🤖 AI Summary
This study addresses the challenges in evaluating large language model (LLM) applications—namely, high output stochasticity, multidimensionality, and sensitivity to prompt and model variations—which render traditional testing methods inadequate. The authors propose an evaluation-driven engineering workflow (Define-Test-Diagnose-Fix) and introduce the first hierarchical Minimum Viable Evaluation Suite (MVES) tailored for general-purpose LLMs, retrieval-augmented generation (RAG), and agent-based tool-use scenarios. The framework integrates automated checks, human scoring, and LLM-as-judge to establish a reproducible local evaluation system, validated on the Ollama platform using Llama 3 8B and Qwen 2.5 7B Instruct models. Experiments reveal that while generic prompt templates enhance instruction following, they degrade structured extraction accuracy from 100% to 90% and RAG compliance from 93.3% to 80%, underscoring the necessity of evaluation-driven iteration and advocating systematic assessment over heuristic prompt engineering.
📝 Abstract
Evaluating Large Language Model (LLM) applications differs from traditional software testing because outputs are stochastic, high-dimensional, and sensitive to prompt and model changes.

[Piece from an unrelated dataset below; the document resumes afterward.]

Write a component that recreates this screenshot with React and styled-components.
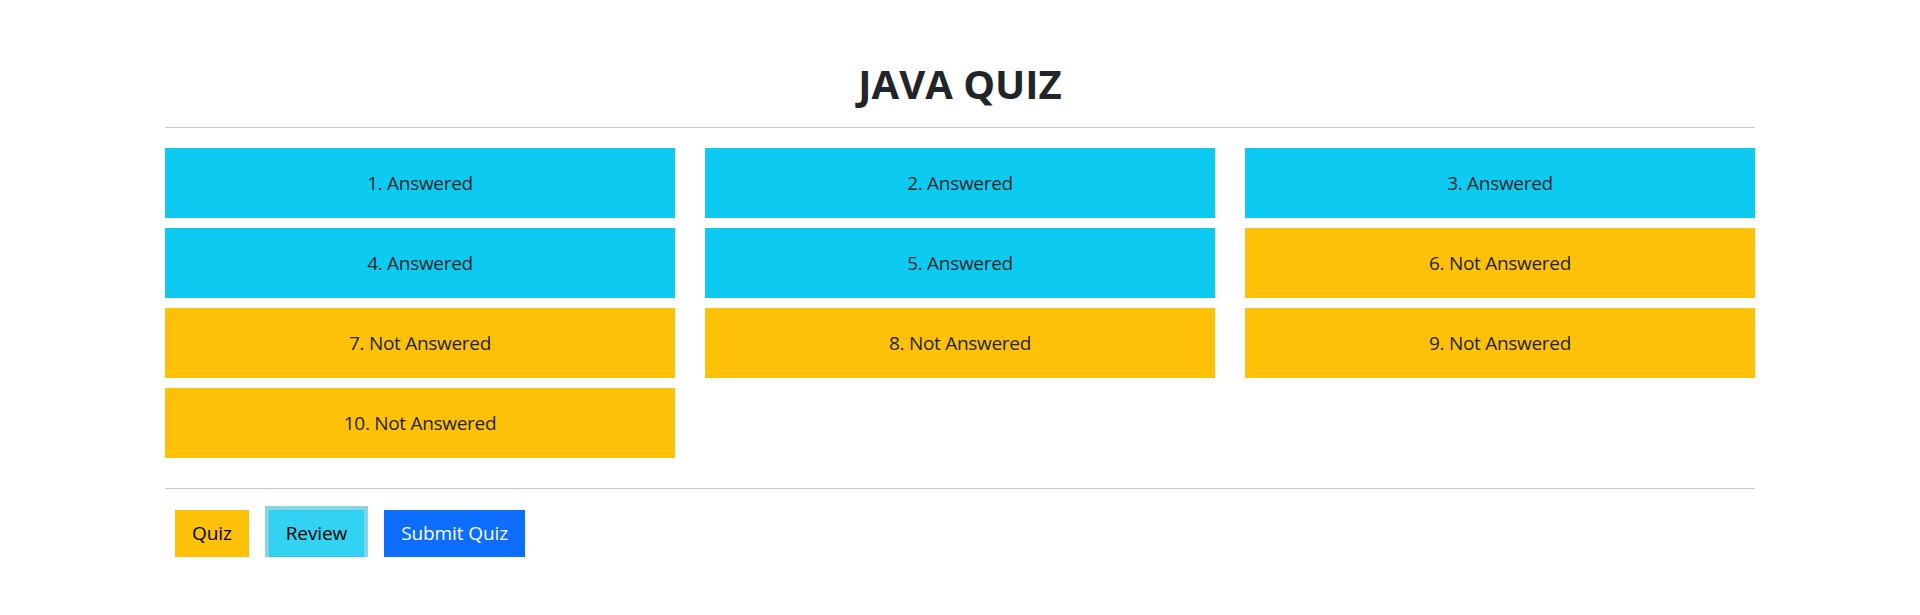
import React from "react";
import styled, { createGlobalStyle } from "styled-components";

const GlobalStyle = createGlobalStyle`
  html, body {
    margin: 0;
    padding: 0;
    background: #ffffff;
  }
  body {
    font-family: "Open Sans", "Noto Sans", "Liberation Sans", sans-serif;
    color: #212529;
  }
  * { box-sizing: border-box; }
`;

const Page = styled.div`
  width: 1590px;
  margin: 0 auto;
  padding-top: 60px;
`;

const Title = styled.h1`
  margin: 0;
  height: 48px;
  line-height: 48px;
  font-size: 40px;
  font-weight: 700;
  text-align: center;
  color: #212529;
`;

const Rule = styled.hr`
  margin: ${(p) => p.$top}px 0 ${(p) => p.$bottom}px;
  border: 0;
  border-top: 1px solid #c8c9ca;
  height: 0;
`;

const Grid = styled.div`
  display: grid;
  grid-template-columns: repeat(3, 1fr);
  column-gap: 30px;
  row-gap: 10px;
`;

const Tile = styled.button`
  height: 70px;
  border: 0;
  border-radius: 0;
  background: ${(p) => (p.$answered ? "#0dcaf0" : "#ffc107")};
  color: #212529;
  font-family: inherit;
  font-size: 19px;
  letter-spacing: -0.3px;
  display: flex;
  align-items: center;
  justify-content: center;
  cursor: pointer;
  padding: 0;
`;

const Toolbar = styled.div`
  display: flex;
  gap: 20px;
  padding-left: 10px;
`;

const Btn = styled.button`
  height: 47px;
  padding: 0 16px;
  border: 1px solid ${(p) => p.$border};
  border-radius: 0;
  background: ${(p) => p.$bg};
  color: ${(p) => p.$fg};
  font-family: inherit;
  font-size: 19px;
  letter-spacing: -0.1px;
  line-height: 1;
  cursor: pointer;
  box-shadow: ${(p) => (p.$focus ? "0 0 0 4px rgba(11, 172, 204, 0.5)" : "none")};
`;

const questions = [true, true, true, true, true, false, false, false, false, false];

export default function App() {
  return (
    <>
      <GlobalStyle />
      <Page>
        <Title>JAVA QUIZ</Title>
        <Rule $top={19} $bottom={20} />
        <Grid>
          {questions.map((a, i) => (
            <Tile key={i} $answered={a}>
              {i + 1}. {a ? "Answered" : "Not Answered"}
            </Tile>
          ))}
        </Grid>
        <Rule $top={30} $bottom={21} />
        <Toolbar>
          <Btn $bg="#ffc107" $border="#ffc107" $fg="#000">Quiz</Btn>
          <Btn $bg="#31d2f2" $border="#25cff2" $fg="#000" $focus>Review</Btn>
          <Btn $bg="#0d6efd" $border="#0d6efd" $fg="#fff">Submit Quiz</Btn>
        </Toolbar>
      </Page>
    </>
  );
}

We present an evaluation-driven workflow - Define, Test, Diagnose, Fix - that turns these challenges into a repeatable engineering loop. We introduce the Minimum Viable Evaluation Suite (MVES), a tiered set of recommended evaluation components for (i) general LLM applications, (ii) retrieval-augmented generation (RAG), and (iii) agentic tool-use workflows. We also synthesize common evaluation methods (automated checks, human rubrics, and LLM-as-judge) and discuss known judge failure modes. In reproducible local experiments (Ollama; Llama 3 8B Instruct and Qwen 2.5 7B Instruct), we observe that a generic"improved"prompt template can trade off behaviors: on our small structured suites, extraction pass rate decreased from 100% to 90% and RAG compliance from 93.3% to 80% for Llama 3 when replacing task-specific prompts with generic rules, while instruction-following improved. These findings motivate evaluation-driven prompt iteration and careful claim calibration rather than universal prompt recipes. All test suites, harnesses, and results are included for reproducibility.